**The request:** Say how many lines hold the string "React"; please write nothing but the number.

**Listed records:**
______
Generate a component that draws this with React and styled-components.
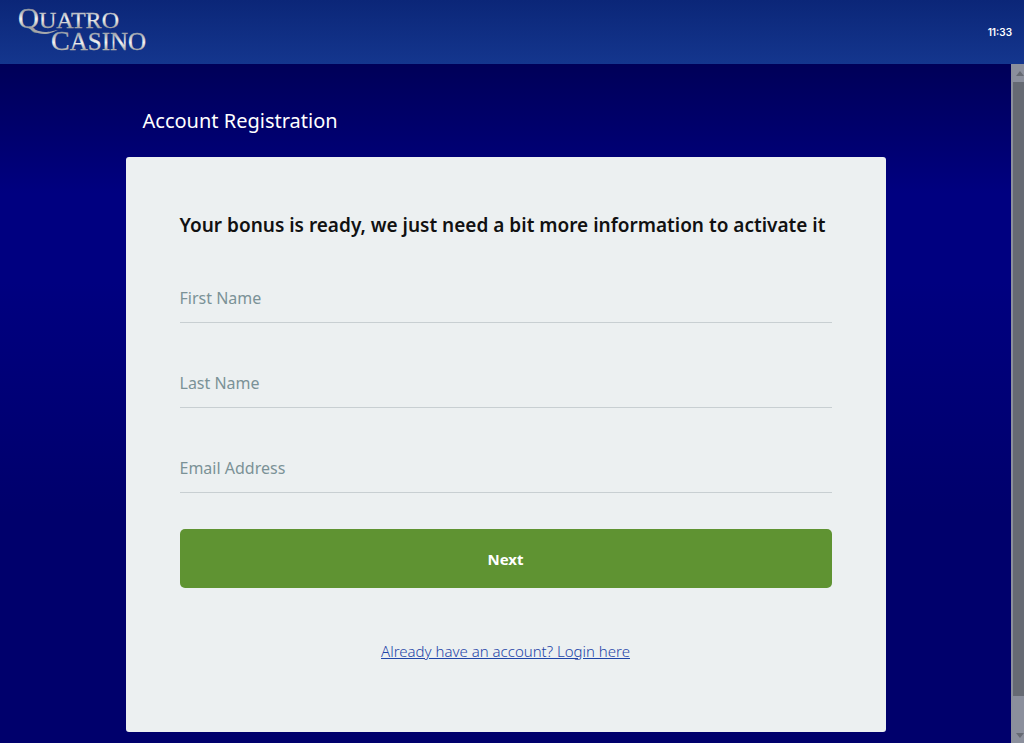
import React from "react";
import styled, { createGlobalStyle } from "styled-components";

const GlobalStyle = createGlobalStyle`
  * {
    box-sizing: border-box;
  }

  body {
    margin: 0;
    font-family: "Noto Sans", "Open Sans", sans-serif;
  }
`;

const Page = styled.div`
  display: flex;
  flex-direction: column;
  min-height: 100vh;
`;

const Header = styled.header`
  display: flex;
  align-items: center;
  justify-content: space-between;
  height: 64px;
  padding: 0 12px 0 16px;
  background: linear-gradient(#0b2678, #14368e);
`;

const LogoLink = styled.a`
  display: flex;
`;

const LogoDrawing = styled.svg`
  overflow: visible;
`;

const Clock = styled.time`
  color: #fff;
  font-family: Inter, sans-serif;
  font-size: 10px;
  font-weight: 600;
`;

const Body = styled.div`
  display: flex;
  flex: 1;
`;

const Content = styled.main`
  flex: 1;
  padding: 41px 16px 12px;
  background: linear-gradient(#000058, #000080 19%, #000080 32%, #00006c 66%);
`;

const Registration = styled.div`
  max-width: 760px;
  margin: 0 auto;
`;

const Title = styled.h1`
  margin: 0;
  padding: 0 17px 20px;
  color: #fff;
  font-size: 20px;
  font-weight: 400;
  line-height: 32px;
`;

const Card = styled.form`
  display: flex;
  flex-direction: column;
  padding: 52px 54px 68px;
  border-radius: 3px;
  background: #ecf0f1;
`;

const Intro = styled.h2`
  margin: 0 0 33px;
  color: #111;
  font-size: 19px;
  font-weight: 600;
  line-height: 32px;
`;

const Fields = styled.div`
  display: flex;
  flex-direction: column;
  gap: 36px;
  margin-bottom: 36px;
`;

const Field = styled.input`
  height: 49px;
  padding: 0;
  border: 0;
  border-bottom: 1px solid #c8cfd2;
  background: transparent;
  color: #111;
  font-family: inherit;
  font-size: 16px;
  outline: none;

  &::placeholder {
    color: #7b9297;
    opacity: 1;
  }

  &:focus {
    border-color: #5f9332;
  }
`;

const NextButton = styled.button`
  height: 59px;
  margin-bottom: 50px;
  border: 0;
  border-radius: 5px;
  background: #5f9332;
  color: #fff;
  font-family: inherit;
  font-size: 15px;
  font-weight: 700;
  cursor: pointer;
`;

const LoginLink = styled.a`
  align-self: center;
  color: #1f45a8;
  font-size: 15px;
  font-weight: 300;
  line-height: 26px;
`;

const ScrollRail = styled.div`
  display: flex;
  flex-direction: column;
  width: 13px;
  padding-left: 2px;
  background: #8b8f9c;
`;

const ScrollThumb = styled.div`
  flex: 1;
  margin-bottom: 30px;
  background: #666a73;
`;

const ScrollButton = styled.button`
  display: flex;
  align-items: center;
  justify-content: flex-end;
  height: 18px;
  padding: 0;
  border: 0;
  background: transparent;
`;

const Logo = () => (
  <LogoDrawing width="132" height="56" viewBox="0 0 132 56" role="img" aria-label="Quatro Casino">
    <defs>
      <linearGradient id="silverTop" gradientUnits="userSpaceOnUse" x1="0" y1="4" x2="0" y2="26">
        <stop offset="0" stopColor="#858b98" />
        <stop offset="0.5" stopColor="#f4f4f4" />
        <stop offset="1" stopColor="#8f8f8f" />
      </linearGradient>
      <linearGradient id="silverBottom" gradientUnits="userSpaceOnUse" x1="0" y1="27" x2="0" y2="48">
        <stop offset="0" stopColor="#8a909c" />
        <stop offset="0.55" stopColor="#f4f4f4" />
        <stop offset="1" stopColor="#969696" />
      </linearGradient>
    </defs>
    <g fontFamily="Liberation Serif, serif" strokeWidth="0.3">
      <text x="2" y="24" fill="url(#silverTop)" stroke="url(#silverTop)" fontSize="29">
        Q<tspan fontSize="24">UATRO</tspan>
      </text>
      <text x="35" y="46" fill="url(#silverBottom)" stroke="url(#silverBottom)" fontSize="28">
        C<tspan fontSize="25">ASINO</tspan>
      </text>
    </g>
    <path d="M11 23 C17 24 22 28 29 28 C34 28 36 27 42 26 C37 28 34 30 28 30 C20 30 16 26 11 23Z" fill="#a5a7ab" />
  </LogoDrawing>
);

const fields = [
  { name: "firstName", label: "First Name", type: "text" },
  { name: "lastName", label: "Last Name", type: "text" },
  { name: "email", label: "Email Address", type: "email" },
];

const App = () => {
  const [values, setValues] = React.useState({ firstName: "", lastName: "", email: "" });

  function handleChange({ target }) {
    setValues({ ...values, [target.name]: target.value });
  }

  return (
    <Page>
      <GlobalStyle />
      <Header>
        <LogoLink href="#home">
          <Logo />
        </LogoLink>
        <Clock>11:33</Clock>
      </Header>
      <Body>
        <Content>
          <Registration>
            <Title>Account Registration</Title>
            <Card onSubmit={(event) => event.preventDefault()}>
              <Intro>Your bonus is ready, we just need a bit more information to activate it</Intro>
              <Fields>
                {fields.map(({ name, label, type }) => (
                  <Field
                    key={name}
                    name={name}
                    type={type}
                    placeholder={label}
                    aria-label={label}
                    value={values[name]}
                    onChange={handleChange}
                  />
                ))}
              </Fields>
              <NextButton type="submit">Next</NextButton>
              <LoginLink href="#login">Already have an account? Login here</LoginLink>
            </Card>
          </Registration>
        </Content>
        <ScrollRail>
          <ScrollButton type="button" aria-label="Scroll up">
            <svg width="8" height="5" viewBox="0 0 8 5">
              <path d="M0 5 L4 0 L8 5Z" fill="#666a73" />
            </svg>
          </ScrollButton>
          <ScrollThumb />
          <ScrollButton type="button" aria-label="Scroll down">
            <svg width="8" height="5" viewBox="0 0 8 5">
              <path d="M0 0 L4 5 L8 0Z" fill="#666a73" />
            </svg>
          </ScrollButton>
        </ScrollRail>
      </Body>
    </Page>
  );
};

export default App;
______
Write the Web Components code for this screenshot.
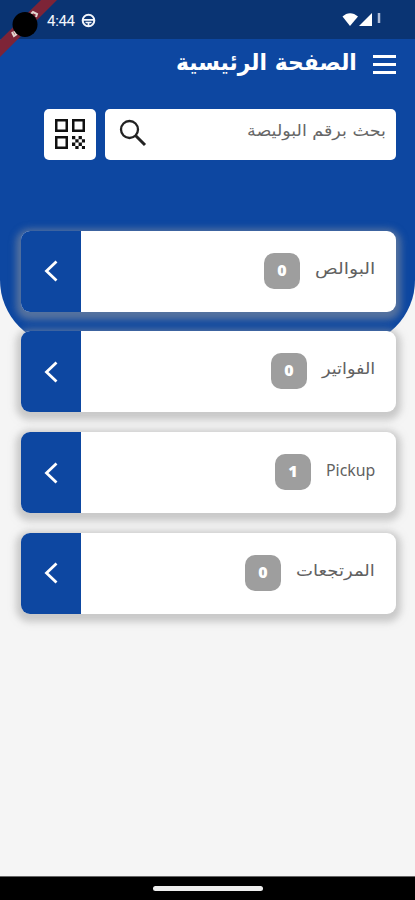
______
**Exercise output:** 3